I picked this book up on a whim based on little more than the beautiful cover art and the fact that it rose suddenly to #1 on Bookmeter without me ever having heard of it beforehand. I’m very glad I took the chance; this is definitely my favorite novel of the year so far.

If I were to describe the story in one line, I might go with “Meiji-era Cinderella”, but that would definitely be selling it short. The main story beats are similar enough — our heroine is raised as little more than a servant by her abusive stepmother and ends up escaping her fate by marrying a handsome nobleman — but the details make all the difference. For one, whereas Cinderella often comes across as somewhat well-adjusted despite her ill treatment, Miyo is a profoundly damaged girl.
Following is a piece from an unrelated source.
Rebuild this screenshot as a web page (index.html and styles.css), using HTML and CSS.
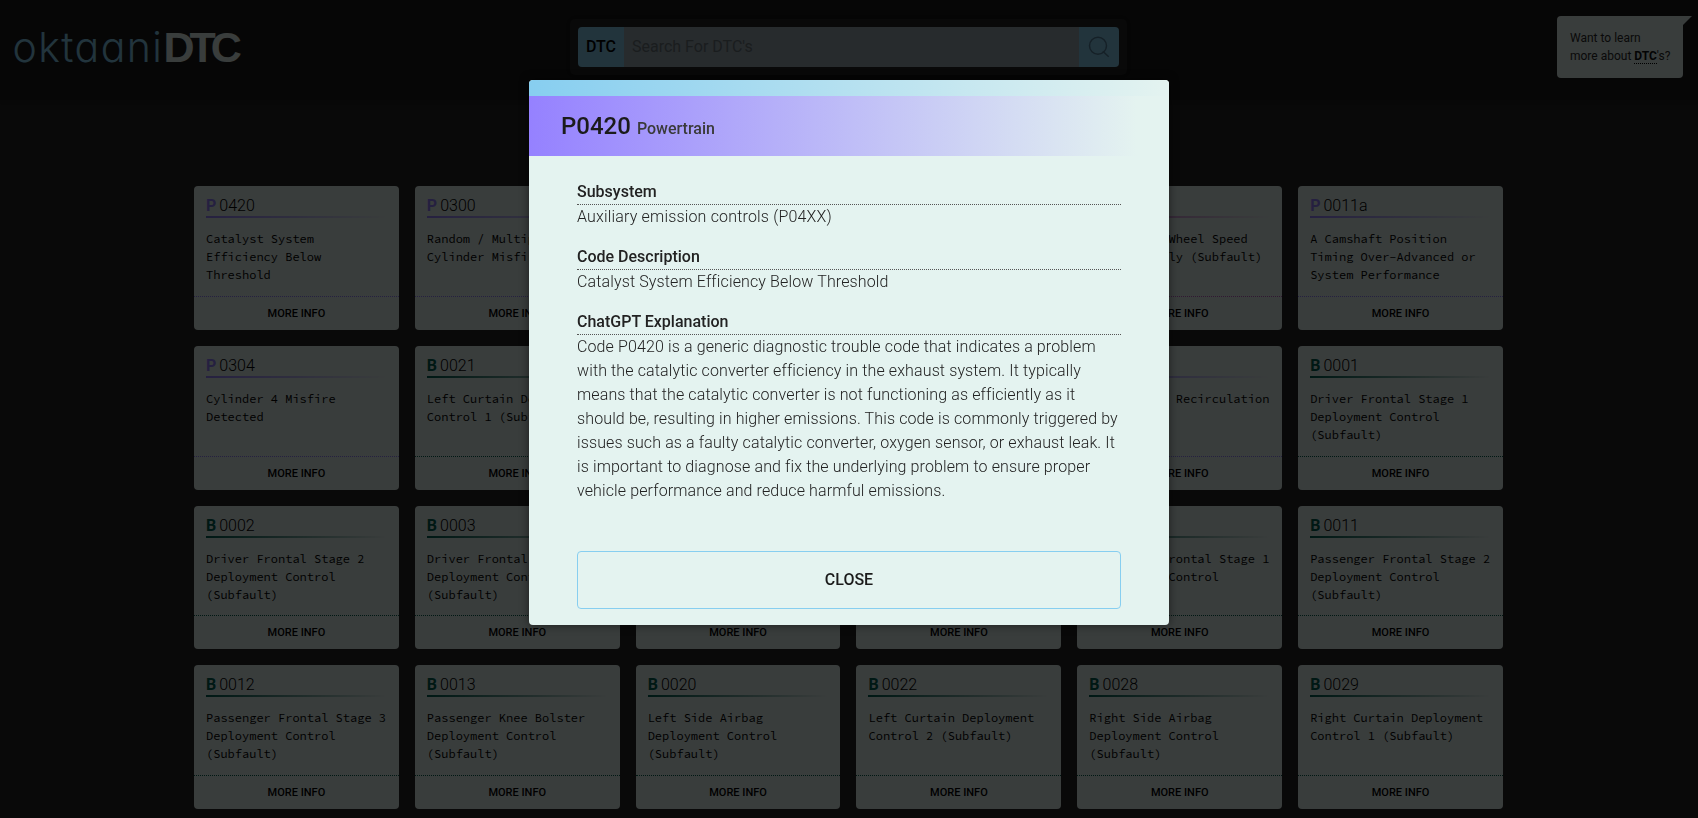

Her years of mistreatment have led to her believing herself unworthy of being basic dignity, let alone love.

On the other hand is Kiyoka, a man who has no interest in living in the luxury that someone of his station would typically enjoy, which is a direct clash with the expectations of the high-class families who have tried to court him as a husband for their daughters. A string of bad experiences has left him cold and distant, convinced that there’s no such thing as love.

Both characters are ultimately wrong, of course, and it’s very heartwarming seeing them open up to each other as they grow over the course of the story.

I wish I had written this sooner because I might have been able to articulate just what it was about the writing style that clicked with me so well. I found it easy to sit down and get totally engrossed in the story, and the prose had a nice rhythm or flow to it that I just really enjoyed. While they aren’t really that similar, I was somehow reminded of ねねね, one of my favorite manga. Something about it gave me the same happy contented feeling I’ve been chasing since finishing ねねね over a year ago.

Between finishing the book and writing this post, an English translation has actually been announced. It’ll be available in December this year, so I highly recommend checking it out.